** BEGIN **
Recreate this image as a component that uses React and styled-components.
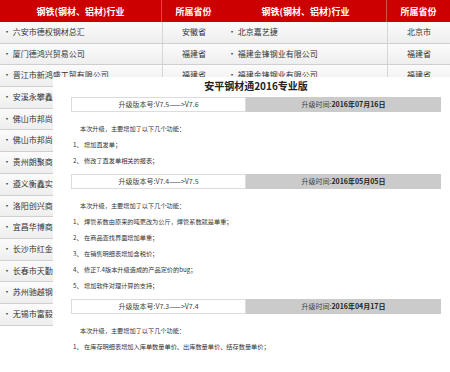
import React from 'react';
import styled, { createGlobalStyle } from 'styled-components';

const GlobalStyle = createGlobalStyle`
  html, body {
    margin: 0;
    padding: 0;
    background: #fff;
    overflow: hidden;
  }
  body {
    font-family: "Noto Sans CJK SC", "Liberation Sans", sans-serif;
    color: #333;
  }
`;

const leftCompanies = [
  ['六安市德权钢材总汇', '安徽省'],
  ['厦门德鸿兴贸易公司', '福建省'],
  ['晋江市新鸿盛工贸有限公司', '福建省'],
  ['安溪永攀鑫贸易有限公司', '福建省'],
  ['佛山市邦尚钢铁有限公司', '广东省'],
  ['佛山市邦尚金属材料有限公司', '广东省'],
  ['贵州朗聚商贸有限公司', '贵州省'],
  ['遵义衡鑫实业有限公司', '贵州省'],
  ['洛阳创兴商贸有限公司', '河南省'],
  ['宜昌华博商贸有限公司', '湖北省'],
  ['长沙市红金钢材有限公司', '湖南省'],
  ['长春市天勤钢材有限公司', '吉林省'],
  ['苏州驰越钢铁有限公司', '江苏省'],
  ['无锡市富毅钢铁有限公司', '江苏省'],
];

const rightCompanies = [
  ['北京嘉艺捷', '北京市'],
  ['福建金锋钢业有限公司', '福建省'],
  ['福建金锋钢业有限公司', '福建省'],
];

const versions = [
  {
    from: 'V7.5',
    to: 'V7.6',
    date: '2016年07月16日',
    items: ['增加直发单；', '修改了直发单相关的报表；'],
  },
  {
    from: 'V7.4',
    to: 'V7.5',
    date: '2016年05月05日',
    items: [
      '焊管系数由原来的吨更改为公斤，焊管系数就是单重；',
      '在商品查找界面增加单重；',
      '在销售明细表增加含税价；',
      '修正7.4版本升级造成的产品定价的bug；',
      '增加软件对理计算的支持；',
    ],
  },
  {
    from: 'V7.3',
    to: 'V7.4',
    date: '2016年04月17日',
    items: ['在库存明细表增加入库单数量单价、出库数量单价、结存数量单价；'],
  },
];

const CompanyTable = ({ rows }) => (
  <Panel>
    <HeaderRow>
      <HeaderCell $divider>钢铁(钢材、铝材)行业</HeaderCell>
      <HeaderCell>所属省份</HeaderCell>
    </HeaderRow>
    {rows.map(([name, prov], i) => (
      <Row key={i}>
        <NameCell>{`· ${name}`}</NameCell>
        <ProvCell>{prov}</ProvCell>
      </Row>
    ))}
  </Panel>
);

const App = () => (
  <>
    <GlobalStyle />
    <Page>
      <Tables>
        <CompanyTable rows={leftCompanies} />
        <CompanyTable rows={rightCompanies} />
      </Tables>

      <Dialog>
        <Title>安平钢材通2016专业版</Title>
        {versions.map((v) => (
          <Block key={v.to}>
            <VersionBar>
              <VersionCell>{`升级版本号:${v.from}——>${v.to}`}</VersionCell>
              <TimeCell>
                升级时间:<b>{v.date}</b>
              </TimeCell>
            </VersionBar>
            <Intro>本次升级，主要增加了以下几个功能：</Intro>
            {v.items.map((item, i) => (
              <Item key={i}>{`${i + 1}、 ${item}`}</Item>
            ))}
          </Block>
        ))}
      </Dialog>
    </Page>
  </>
);

const Page = styled.div`
  position: relative;
  width: 450px;
  height: 372px;
  overflow: hidden;
`;

const Tables = styled.div`
  display: flex;
`;

const Panel = styled.div`
  width: 225px;
  flex: none;
`;

const HeaderRow = styled.div`
  display: grid;
  grid-template-columns: 162px 63px;
  height: 22px;
  background: #cc0000;
`;

const HeaderCell = styled.div`
  display: flex;
  align-items: center;
  justify-content: center;
  color: #fff;
  font-size: 9px;
  font-weight: bold;
  border-right: ${(p) => (p.$divider ? '1px solid #d94a4a' : 'none')};
`;

const Row = styled.div`
  display: grid;
  grid-template-columns: 162px 63px;
  height: 20.7px;
  border-bottom: 1px solid #cfcfcf;
  background: linear-gradient(#fbfbfb, #eeeeee);
  font-size: 8px;
  line-height: 20.7px;
`;

const NameCell = styled.div`
  padding-left: 3px;
  white-space: nowrap;
  overflow: hidden;
`;

const ProvCell = styled.div`
  text-align: center;
  border-left: 1px solid #d6d6d6;
`;

const Dialog = styled.div`
  position: absolute;
  left: 53px;
  top: 77px;
  width: 397px;
  bottom: 0;
  background: #fff;
  padding: 0 9px 0 18px;
  box-sizing: border-box;
`;

const Title = styled.div`
  text-align: center;
  font-size: 10px;
  font-weight: bold;
  line-height: 12px;
  padding-top: 3px;
  color: #222;
`;

const Block = styled.div`
  margin-top: 5px;
`;

const VersionBar = styled.div`
  display: grid;
  grid-template-columns: 175px 195px;
  height: 15px;
`;

const VersionCell = styled.div`
  border: 1px solid #dcdcdc;
  font-size: 7px;
  line-height: 13px;
  text-align: center;
  color: #444;
  white-space: nowrap;
`;

const TimeCell = styled.div`
  background: #cbcbcb;
  font-size: 7px;
  line-height: 15px;
  text-align: center;
  color: #444;
  white-space: nowrap;

  b {
    color: #222;
  }
`;

const Intro = styled.div`
  margin-top: 9px;
  padding-left: 9px;
  font-size: 6.2px;
  line-height: 16px;
  white-space: nowrap;
`;

const Item = styled.div`
  padding-left: 2px;
  font-size: 6.2px;
  line-height: 16px;
  white-space: nowrap;
`;

export default App;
** END **
EXERCISE PROMPT
Omit the pictures, then quote the rest of the material above exactly.

TASK SOLUTION
Recreate this image as a component that uses React and styled-components.
import React from 'react';
import styled, { createGlobalStyle } from 'styled-components';

const GlobalStyle = createGlobalStyle`
  html, body {
    margin: 0;
    padding: 0;
    background: #fff;
    overflow: hidden;
  }
  body {
    font-family: "Noto Sans CJK SC", "Liberation Sans", sans-serif;
    color: #333;
  }
`;

const leftCompanies = [
  ['六安市德权钢材总汇', '安徽省'],
  ['厦门德鸿兴贸易公司', '福建省'],
  ['晋江市新鸿盛工贸有限公司', '福建省'],
  ['安溪永攀鑫贸易有限公司', '福建省'],
  ['佛山市邦尚钢铁有限公司', '广东省'],
  ['佛山市邦尚金属材料有限公司', '广东省'],
  ['贵州朗聚商贸有限公司', '贵州省'],
  ['遵义衡鑫实业有限公司', '贵州省'],
  ['洛阳创兴商贸有限公司', '河南省'],
  ['宜昌华博商贸有限公司', '湖北省'],
  ['长沙市红金钢材有限公司', '湖南省'],
  ['长春市天勤钢材有限公司', '吉林省'],
  ['苏州驰越钢铁有限公司', '江苏省'],
  ['无锡市富毅钢铁有限公司', '江苏省'],
];

const rightCompanies = [
  ['北京嘉艺捷', '北京市'],
  ['福建金锋钢业有限公司', '福建省'],
  ['福建金锋钢业有限公司', '福建省'],
];

const versions = [
  {
    from: 'V7.5',
    to: 'V7.6',
    date: '2016年07月16日',
    items: ['增加直发单；', '修改了直发单相关的报表；'],
  },
  {
    from: 'V7.4',
    to: 'V7.5',
    date: '2016年05月05日',
    items: [
      '焊管系数由原来的吨更改为公斤，焊管系数就是单重；',
      '在商品查找界面增加单重；',
      '在销售明细表增加含税价；',
      '修正7.4版本升级造成的产品定价的bug；',
      '增加软件对理计算的支持；',
    ],
  },
  {
    from: 'V7.3',
    to: 'V7.4',
    date: '2016年04月17日',
    items: ['在库存明细表增加入库单数量单价、出库数量单价、结存数量单价；'],
  },
];

const CompanyTable = ({ rows }) => (
  <Panel>
    <HeaderRow>
      <HeaderCell $divider>钢铁(钢材、铝材)行业</HeaderCell>
      <HeaderCell>所属省份</HeaderCell>
    </HeaderRow>
    {rows.map(([name, prov], i) => (
      <Row key={i}>
        <NameCell>{`· ${name}`}</NameCell>
        <ProvCell>{prov}</ProvCell>
      </Row>
    ))}
  </Panel>
);

const App = () => (
  <>
    <GlobalStyle />
    <Page>
      <Tables>
        <CompanyTable rows={leftCompanies} />
        <CompanyTable rows={rightCompanies} />
      </Tables>

      <Dialog>
        <Title>安平钢材通2016专业版</Title>
        {versions.map((v) => (
          <Block key={v.to}>
            <VersionBar>
              <VersionCell>{`升级版本号:${v.from}——>${v.to}`}</VersionCell>
              <TimeCell>
                升级时间:<b>{v.date}</b>
              </TimeCell>
            </VersionBar>
            <Intro>本次升级，主要增加了以下几个功能：</Intro>
            {v.items.map((item, i) => (
              <Item key={i}>{`${i + 1}、 ${item}`}</Item>
            ))}
          </Block>
        ))}
      </Dialog>
    </Page>
  </>
);

const Page = styled.div`
  position: relative;
  width: 450px;
  height: 372px;
  overflow: hidden;
`;

const Tables = styled.div`
  display: flex;
`;

const Panel = styled.div`
  width: 225px;
  flex: none;
`;

const HeaderRow = styled.div`
  display: grid;
  grid-template-columns: 162px 63px;
  height: 22px;
  background: #cc0000;
`;

const HeaderCell = styled.div`
  display: flex;
  align-items: center;
  justify-content: center;
  color: #fff;
  font-size: 9px;
  font-weight: bold;
  border-right: ${(p) => (p.$divider ? '1px solid #d94a4a' : 'none')};
`;

const Row = styled.div`
  display: grid;
  grid-template-columns: 162px 63px;
  height: 20.7px;
  border-bottom: 1px solid #cfcfcf;
  background: linear-gradient(#fbfbfb, #eeeeee);
  font-size: 8px;
  line-height: 20.7px;
`;

const NameCell = styled.div`
  padding-left: 3px;
  white-space: nowrap;
  overflow: hidden;
`;

const ProvCell = styled.div`
  text-align: center;
  border-left: 1px solid #d6d6d6;
`;

const Dialog = styled.div`
  position: absolute;
  left: 53px;
  top: 77px;
  width: 397px;
  bottom: 0;
  background: #fff;
  padding: 0 9px 0 18px;
  box-sizing: border-box;
`;

const Title = styled.div`
  text-align: center;
  font-size: 10px;
  font-weight: bold;
  line-height: 12px;
  padding-top: 3px;
  color: #222;
`;

const Block = styled.div`
  margin-top: 5px;
`;

const VersionBar = styled.div`
  display: grid;
  grid-template-columns: 175px 195px;
  height: 15px;
`;

const VersionCell = styled.div`
  border: 1px solid #dcdcdc;
  font-size: 7px;
  line-height: 13px;
  text-align: center;
  color: #444;
  white-space: nowrap;
`;

const TimeCell = styled.div`
  background: #cbcbcb;
  font-size: 7px;
  line-height: 15px;
  text-align: center;
  color: #444;
  white-space: nowrap;

  b {
    color: #222;
  }
`;

const Intro = styled.div`
  margin-top: 9px;
  padding-left: 9px;
  font-size: 6.2px;
  line-height: 16px;
  white-space: nowrap;
`;

const Item = styled.div`
  padding-left: 2px;
  font-size: 6.2px;
  line-height: 16px;
  white-space: nowrap;
`;

export default App;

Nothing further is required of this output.